(Code that builds pages)
+===+

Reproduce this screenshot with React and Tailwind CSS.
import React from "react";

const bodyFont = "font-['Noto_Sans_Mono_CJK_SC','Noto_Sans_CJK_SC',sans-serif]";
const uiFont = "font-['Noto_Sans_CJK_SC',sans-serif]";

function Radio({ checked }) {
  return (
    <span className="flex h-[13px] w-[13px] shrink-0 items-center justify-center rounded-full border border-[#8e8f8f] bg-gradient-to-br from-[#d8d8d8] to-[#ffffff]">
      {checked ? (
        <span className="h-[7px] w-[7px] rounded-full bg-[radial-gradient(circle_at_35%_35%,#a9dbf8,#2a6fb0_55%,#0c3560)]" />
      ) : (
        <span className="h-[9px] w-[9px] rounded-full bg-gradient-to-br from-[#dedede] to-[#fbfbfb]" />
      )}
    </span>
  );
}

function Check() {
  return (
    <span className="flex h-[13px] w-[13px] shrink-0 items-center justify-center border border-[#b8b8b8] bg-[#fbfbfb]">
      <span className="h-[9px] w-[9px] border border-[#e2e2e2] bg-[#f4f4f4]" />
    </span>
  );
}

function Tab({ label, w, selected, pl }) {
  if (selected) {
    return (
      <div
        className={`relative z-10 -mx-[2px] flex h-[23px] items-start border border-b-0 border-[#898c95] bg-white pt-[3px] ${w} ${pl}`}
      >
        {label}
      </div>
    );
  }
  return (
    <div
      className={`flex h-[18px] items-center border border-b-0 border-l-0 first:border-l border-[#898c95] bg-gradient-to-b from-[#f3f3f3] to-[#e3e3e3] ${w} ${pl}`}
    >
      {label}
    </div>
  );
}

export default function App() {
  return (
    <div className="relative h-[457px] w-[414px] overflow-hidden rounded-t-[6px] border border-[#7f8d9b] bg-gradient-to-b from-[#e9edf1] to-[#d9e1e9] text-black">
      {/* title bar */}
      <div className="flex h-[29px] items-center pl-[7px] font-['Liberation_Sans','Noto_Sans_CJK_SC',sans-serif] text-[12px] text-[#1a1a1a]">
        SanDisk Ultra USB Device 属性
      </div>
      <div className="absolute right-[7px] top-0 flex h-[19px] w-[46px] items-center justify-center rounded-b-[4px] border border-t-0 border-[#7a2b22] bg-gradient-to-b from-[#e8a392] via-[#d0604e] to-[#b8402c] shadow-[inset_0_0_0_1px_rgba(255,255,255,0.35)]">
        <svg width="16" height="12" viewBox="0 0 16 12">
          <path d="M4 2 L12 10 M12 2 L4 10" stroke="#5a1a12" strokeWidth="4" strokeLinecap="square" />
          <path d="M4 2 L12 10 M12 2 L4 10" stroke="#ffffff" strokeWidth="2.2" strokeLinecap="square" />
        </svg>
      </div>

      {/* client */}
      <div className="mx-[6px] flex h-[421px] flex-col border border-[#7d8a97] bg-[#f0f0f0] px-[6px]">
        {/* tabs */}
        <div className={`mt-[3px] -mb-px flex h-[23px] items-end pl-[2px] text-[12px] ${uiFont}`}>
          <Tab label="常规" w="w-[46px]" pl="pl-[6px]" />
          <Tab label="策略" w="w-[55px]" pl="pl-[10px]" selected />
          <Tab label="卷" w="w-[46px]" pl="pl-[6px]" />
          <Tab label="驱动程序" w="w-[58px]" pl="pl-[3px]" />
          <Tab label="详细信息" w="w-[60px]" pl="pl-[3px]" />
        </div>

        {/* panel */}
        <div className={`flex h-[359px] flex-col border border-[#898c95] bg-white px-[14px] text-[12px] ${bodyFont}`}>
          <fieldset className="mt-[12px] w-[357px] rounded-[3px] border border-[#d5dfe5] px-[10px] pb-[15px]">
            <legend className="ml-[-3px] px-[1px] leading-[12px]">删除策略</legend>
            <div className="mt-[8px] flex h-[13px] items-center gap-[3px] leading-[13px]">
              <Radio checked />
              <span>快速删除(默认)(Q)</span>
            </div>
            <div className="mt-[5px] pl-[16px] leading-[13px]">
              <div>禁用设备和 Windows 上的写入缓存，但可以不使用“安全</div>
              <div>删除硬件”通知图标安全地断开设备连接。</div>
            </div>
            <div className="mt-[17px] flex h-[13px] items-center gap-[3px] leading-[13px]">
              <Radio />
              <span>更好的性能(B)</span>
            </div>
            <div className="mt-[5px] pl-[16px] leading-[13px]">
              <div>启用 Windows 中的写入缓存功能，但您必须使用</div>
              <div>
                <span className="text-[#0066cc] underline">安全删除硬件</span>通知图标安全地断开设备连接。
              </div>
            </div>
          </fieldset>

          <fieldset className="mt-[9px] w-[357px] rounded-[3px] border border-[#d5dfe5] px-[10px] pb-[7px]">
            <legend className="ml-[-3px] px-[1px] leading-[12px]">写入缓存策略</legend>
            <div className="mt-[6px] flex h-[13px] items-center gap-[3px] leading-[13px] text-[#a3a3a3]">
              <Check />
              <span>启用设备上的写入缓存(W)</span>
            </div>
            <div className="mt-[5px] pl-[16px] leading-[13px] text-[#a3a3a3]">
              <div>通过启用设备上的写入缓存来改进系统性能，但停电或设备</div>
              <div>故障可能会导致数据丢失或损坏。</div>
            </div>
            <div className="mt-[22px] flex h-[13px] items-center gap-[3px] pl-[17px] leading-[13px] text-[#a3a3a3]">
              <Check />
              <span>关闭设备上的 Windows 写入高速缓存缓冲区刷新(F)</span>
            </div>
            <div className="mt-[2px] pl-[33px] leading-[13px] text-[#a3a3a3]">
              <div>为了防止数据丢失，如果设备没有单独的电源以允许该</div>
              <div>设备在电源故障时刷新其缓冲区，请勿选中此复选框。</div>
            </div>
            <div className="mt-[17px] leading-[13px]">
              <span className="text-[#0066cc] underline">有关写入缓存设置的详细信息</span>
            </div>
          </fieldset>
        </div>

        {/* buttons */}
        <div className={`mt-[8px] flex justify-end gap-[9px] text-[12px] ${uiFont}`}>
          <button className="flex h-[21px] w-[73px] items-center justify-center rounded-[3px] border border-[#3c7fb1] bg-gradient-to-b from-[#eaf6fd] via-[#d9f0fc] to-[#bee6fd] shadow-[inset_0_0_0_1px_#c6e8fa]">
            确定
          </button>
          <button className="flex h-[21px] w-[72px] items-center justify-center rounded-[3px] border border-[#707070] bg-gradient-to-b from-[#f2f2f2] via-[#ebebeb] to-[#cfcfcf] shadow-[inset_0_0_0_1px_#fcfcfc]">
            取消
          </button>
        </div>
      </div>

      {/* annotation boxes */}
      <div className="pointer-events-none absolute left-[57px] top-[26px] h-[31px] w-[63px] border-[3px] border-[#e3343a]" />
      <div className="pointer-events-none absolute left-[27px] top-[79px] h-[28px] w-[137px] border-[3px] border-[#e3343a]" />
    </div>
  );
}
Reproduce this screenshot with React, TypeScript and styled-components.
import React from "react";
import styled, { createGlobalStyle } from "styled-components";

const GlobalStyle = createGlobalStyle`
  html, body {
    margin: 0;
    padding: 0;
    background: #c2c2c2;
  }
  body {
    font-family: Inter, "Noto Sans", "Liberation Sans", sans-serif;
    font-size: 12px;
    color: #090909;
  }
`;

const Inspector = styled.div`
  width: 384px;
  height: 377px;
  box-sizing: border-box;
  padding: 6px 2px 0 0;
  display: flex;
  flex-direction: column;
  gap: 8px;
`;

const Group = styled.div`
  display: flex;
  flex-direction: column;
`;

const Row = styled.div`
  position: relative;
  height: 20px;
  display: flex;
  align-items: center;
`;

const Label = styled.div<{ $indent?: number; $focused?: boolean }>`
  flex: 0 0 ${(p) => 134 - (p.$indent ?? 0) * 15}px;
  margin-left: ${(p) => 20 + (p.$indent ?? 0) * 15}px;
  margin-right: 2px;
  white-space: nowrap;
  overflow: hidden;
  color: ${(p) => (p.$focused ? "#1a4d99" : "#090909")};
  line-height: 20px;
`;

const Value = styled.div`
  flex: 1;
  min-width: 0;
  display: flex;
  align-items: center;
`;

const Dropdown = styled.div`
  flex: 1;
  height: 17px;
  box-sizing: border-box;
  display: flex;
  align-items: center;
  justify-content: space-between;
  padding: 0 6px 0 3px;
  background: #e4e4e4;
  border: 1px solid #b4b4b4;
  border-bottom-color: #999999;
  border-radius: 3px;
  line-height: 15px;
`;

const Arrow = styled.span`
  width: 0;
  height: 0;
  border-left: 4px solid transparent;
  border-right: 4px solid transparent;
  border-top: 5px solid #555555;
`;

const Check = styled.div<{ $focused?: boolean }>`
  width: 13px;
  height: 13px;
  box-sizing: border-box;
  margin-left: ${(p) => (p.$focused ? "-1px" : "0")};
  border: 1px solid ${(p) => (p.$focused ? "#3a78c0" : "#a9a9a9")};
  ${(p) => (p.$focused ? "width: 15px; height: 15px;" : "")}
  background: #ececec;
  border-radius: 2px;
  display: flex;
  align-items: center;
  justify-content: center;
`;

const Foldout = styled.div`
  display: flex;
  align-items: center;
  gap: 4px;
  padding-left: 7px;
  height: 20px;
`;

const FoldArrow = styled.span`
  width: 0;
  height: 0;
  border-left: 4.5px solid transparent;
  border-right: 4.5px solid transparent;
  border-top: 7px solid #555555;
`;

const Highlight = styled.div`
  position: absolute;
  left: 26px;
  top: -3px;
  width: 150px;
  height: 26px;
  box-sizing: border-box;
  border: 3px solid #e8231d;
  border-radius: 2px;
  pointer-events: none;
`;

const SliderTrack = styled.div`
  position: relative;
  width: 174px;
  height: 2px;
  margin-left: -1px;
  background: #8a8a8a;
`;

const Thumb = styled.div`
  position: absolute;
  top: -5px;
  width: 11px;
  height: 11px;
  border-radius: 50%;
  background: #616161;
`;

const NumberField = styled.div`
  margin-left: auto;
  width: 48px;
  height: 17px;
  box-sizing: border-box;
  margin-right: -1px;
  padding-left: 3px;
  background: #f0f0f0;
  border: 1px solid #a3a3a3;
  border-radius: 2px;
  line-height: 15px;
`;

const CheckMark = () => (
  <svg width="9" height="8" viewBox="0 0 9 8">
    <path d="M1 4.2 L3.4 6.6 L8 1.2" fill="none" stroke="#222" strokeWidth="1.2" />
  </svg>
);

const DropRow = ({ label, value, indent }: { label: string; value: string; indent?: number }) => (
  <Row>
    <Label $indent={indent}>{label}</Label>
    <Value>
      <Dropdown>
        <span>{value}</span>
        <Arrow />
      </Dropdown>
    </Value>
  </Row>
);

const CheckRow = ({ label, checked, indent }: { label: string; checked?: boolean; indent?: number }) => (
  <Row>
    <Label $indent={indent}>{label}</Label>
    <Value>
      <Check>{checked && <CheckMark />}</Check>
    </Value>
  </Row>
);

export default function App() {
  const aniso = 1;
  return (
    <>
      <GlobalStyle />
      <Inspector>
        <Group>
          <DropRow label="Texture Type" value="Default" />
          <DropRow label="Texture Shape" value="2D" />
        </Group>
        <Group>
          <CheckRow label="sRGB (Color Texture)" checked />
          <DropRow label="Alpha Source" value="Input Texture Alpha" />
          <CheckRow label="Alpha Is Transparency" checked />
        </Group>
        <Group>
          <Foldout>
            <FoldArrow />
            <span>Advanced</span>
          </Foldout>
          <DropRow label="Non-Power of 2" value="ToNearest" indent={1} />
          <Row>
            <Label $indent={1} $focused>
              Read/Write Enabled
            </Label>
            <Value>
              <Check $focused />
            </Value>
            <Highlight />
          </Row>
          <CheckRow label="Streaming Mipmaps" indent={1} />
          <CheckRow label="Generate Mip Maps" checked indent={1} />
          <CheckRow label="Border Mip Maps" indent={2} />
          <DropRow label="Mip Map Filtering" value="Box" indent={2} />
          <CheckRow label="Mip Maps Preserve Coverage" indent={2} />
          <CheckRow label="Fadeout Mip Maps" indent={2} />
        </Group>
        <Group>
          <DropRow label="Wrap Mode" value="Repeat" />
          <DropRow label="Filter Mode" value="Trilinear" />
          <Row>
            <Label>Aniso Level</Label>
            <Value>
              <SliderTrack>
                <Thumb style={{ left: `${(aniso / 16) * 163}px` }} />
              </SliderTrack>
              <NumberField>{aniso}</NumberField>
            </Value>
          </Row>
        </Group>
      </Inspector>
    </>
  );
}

+===+

Select and copy every line of the material that holds the string "with".

Reproduce this screenshot with React and Tailwind CSS.
Reproduce this screenshot with React, TypeScript and styled-components.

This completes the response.